Impunidade compromete a aplicação do direito sanitário Brasil
Caso o STF mantenha os pedidos de arquivamento destes processos formulados pela Procuradoria Geral da República (PGR), será praticamente impossível punir crimes contra a saúde pública em futuras epidemias e o arcabouço legal da saúde pública no Brasil será duramente atingido.
O alerta consta na conclusão do estudo, como destaca a professora Titular da Faculdade de Saúde Pública (FSP) da Universidade de São Paulo (USP), Deisy Ventura, uma das coordenadoras do estudo e artigo.
“Se nós tolerarmos esses pareceres da PGR, nós derrubaremos o edifício do Direito Sanitário no Brasil em relação à resposta e emergência. Nenhuma autoridade vai conseguir processar ninguém nas pandemias que poderão surgir”, enfatiza ao destacar que abre precedentes para aqueles que já desrespeitam as normas e procedimentos legais e e sintam seguros para manter este tipo de comportamento e de gestão, como já vimos em alguns estados brasileiro.
Ventura destaca ainda que foram encontrados nos pedidos de arquivamento indícios de tratamento em bloco, já que 7 deles foram apresentados no dia 25 de julho de 2022, um dia antes da apresentação oficial da candidatura à reeleição de Jair Bolsonaro.
O representante da Conectas Direitos Humanos, Gabriel Sampaio, foi enfático ao descartar a necessidade de se reforçar a defesa da democracia e de se resistir à conduta de omissões da gestão à época. “É algo que não pode ser esquecido, porque precisamos zelar pelas estruturas do direito sanitário no nosso país. Haverá outros momento que a sociedade precisará das normas e das regras como via de prevenção de outras pandemias que lamentavelmente podemos vir a enfrentar. É fundamental cobrar as responsabilidades.”

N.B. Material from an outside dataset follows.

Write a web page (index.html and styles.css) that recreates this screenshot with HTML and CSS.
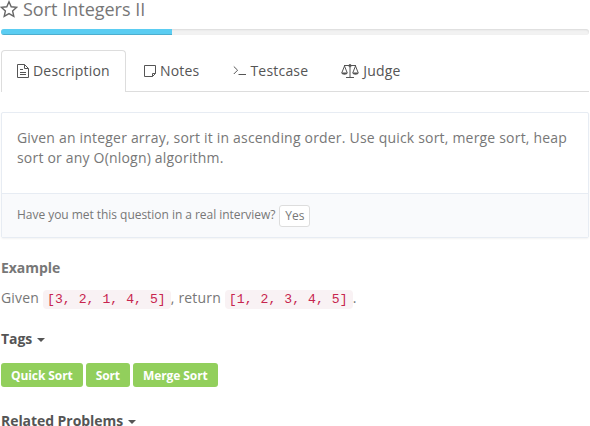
FILE: index.html
```html
<!DOCTYPE html>
<html lang="en">
<head>
<meta charset="utf-8">
<title>Sort Integers II</title>
<link rel="stylesheet" href="styles.css">
</head>
<body>
<main class="problem">
  <h1 class="title">
    <svg class="star" width="18" height="18" viewBox="0 0 18 18"><path d="M9 1.800l2.200 5 5.500.5-4.100 3.700 1.200 5.400L9 13.600l-4.800 2.800 1.200-5.400-4.100-3.700 5.500-.5z"/></svg>
    <span>Sort Integers II</span>
  </h1>
  <div class="progress"><div class="bar"></div></div>
  <nav class="tabs">
    <a class="tab active"><svg class="icon file" width="12" height="14" viewBox="0 0 12 14"><path d="M.5.5h7l4 4v9H.5zM7.500.5v4h4M3 5.500h3M3 8.500h6M3 10.500h6"/></svg><span>Description</span></a>
    <a class="tab"><svg class="icon note" width="12" height="12" viewBox="0 0 12 12"><path d="M.5.5h11v8l-3 3h-8zM8.500 11.500v-3h3"/></svg><span>Notes</span></a>
    <a class="tab"><svg class="icon term" width="14" height="12" viewBox="0 0 14 12"><path d="M.8 1.500l3.800 3.700L.8 9M5.500 9.500H13"/></svg><span>Testcase</span></a>
    <a class="tab judge"><svg class="icon scale" width="18" height="15" viewBox="0 0 18 15"><path d="M3 1.500h12M9 1.500v12M5 13.500h8M3.500 2L.8 8.800M3.500 2l2.700 6.800M14.500 2l-2.700 6.800M14.500 2l2.700 6.800"/><path class="fill" d="M.3 8.600h6.400c-.2 3-6.200 3-6.400 0zM11.300 8.600h6.400c-.2 3-6.200 3-6.400 0z"/><circle cx="9" cy="1.700" r="1.200"/></svg><span>Judge</span></a>
  </nav>
  <section class="panel">
    <p class="statement">Given an integer array, sort it in ascending order. Use quick sort, merge sort, heap sort or any O(nlogn) algorithm.</p>
    <footer class="question"><span>Have you met this question in a real interview?</span><button class="yes">Yes</button></footer>
  </section>
  <h2 class="heading example">Example</h2>
  <p class="sample">Given <code>[3, 2, 1, 4, 5]</code>, return <code>[1, 2, 3, 4, 5]</code>.</p>
  <h2 class="heading dark">Tags <i class="caret"></i></h2>
  <div class="tags"><a class="tag">Quick Sort</a><a class="tag">Sort</a><a class="tag">Merge Sort</a></div>
  <h2 class="heading dark">Related Problems <i class="caret"></i></h2>
</main>
</body>
</html>
```
FILE: styles.css
```css
* { box-sizing: border-box; }
body {
  margin: 0;
  height: 426px;
  background: #fff;
  color: #777;
  font: 14px/20px "Open Sans", sans-serif;
  letter-spacing: 0.195px;
}
h1, h2, p { margin: 0; }
.problem { margin: 0 1px; }
.title {
  display: flex;
  align-items: center;
  gap: 5px;
  height: 20px;
  padding-bottom: 2px;
  font-size: 18px;
  font-weight: 400;
  line-height: 18px;
  letter-spacing: 0;
}
.star { margin-left: -1px; flex: none; }
svg { fill: none; stroke: #555; stroke-width: 1; }
.star { stroke: #666; stroke-width: 1.4; }
.progress {
  height: 6px;
  margin-top: 9px;
  border-radius: 3px;
  background: #f2f2f2;
  box-shadow: inset 0 1px 2px rgba(0,0,0,.1);
  overflow: hidden;
}
.bar {
  width: 171px;
  height: 6px;
  background: #5bcdf2;
  box-shadow: inset 0 -1px 0 rgba(0,0,0,.15);
}
.tabs {
  display: flex;
  height: 42px;
  margin-top: 15px;
  border-bottom: 1px solid #ddd;
}
.tab {
  display: flex;
  align-items: center;
  height: 42px;
  padding: 0 16px 0 18px;
  color: #555;
}
.tab.active {
  width: 125px;
  padding: 0 0 1px 15px;
  border: 1px solid #ddd;
  border-bottom: 0;
  border-radius: 4px 4px 0 0;
  background: #fff;
}
.tab.judge { padding-left: 17px; }
.icon { flex: none; margin-right: 4px; }
.term { margin-right: 3px; }
.scale .fill { fill: #555; stroke: none; }
.panel {
  height: 126px;
  margin-top: 20px;
  border: 1px solid #e7ecf3;
  border-radius: 2px;
  box-shadow: 0 1px 2px rgba(0,0,0,.05);
}
.statement { height: 80px; padding: 15px; }
.question {
  display: flex;
  align-items: center;
  gap: 4px;
  height: 44px;
  padding: 0 15px;
  border-top: 1px solid #e7ecf3;
  background: #f9fafc;
  font-size: 12px;
  letter-spacing: -0.04px;
}
.question span { padding-bottom: 1px; }
.yes {
  width: 31px;
  height: 22px;
  padding: 0;
  border: 1px solid #ddd;
  border-radius: 3px;
  background: #fff;
  color: #777;
  font: 12px/20px "Open Sans", sans-serif;
}
.heading { font-size: 14px; font-weight: 700; line-height: 20px; letter-spacing: -0.06px; }
.example { margin-top: 20px; }
.sample { margin: 10px 0 21px; }
code {
  padding: 2px 5px 2px 4px;
  border-radius: 4px;
  background: #f9f2f4;
  color: #c7254e;
  font: 13.1px/15px "Liberation Mono", monospace;
  letter-spacing: 0.06px;
}
.dark { color: #555; }
.caret {
  display: inline-block;
  margin-left: 1px;
  vertical-align: middle;
  border: 4px solid transparent;
  border-top-color: #555;
  border-bottom: 0;
}
.tags { display: flex; gap: 3px; margin: 14px 0 24px; }
.tag {
  height: 24px;
  padding: 0 10px;
  border-radius: 3px;
  background: #92cf5c;
  color: #fff;
  font-size: 12px;
  font-weight: 700;
  line-height: 25px;
  letter-spacing: -0.09px;
}
```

A conclusão do artigo aponta também que diferentemente do que foi afirmado pela PGR, as manifestações enviadas ao STF não atendem de forma rigorosa a critérios técnicos. Confira a síntese dos pedidos de arquivamento:
- não levam em conta a legislação sanitária, que determina em detalhes os deveres da União durante uma emergência, em especial o dever legal de conter a propagação das doenças; ignoram a conduta que governo deveria fazer
- ignoram conhecimentos técnicos elementares da área, inclusive o conceito de epidemia, desfiguram os tipos penais relativos à saúde pública, tornando impossível sua tipificação, processamento e punição, especialmente em contexto de emergência;
- por fim, trazem comentários que soam contrários às medidas de contenção da doença, sugerindo possível alinhamento político-ideológico com o governo federal da época.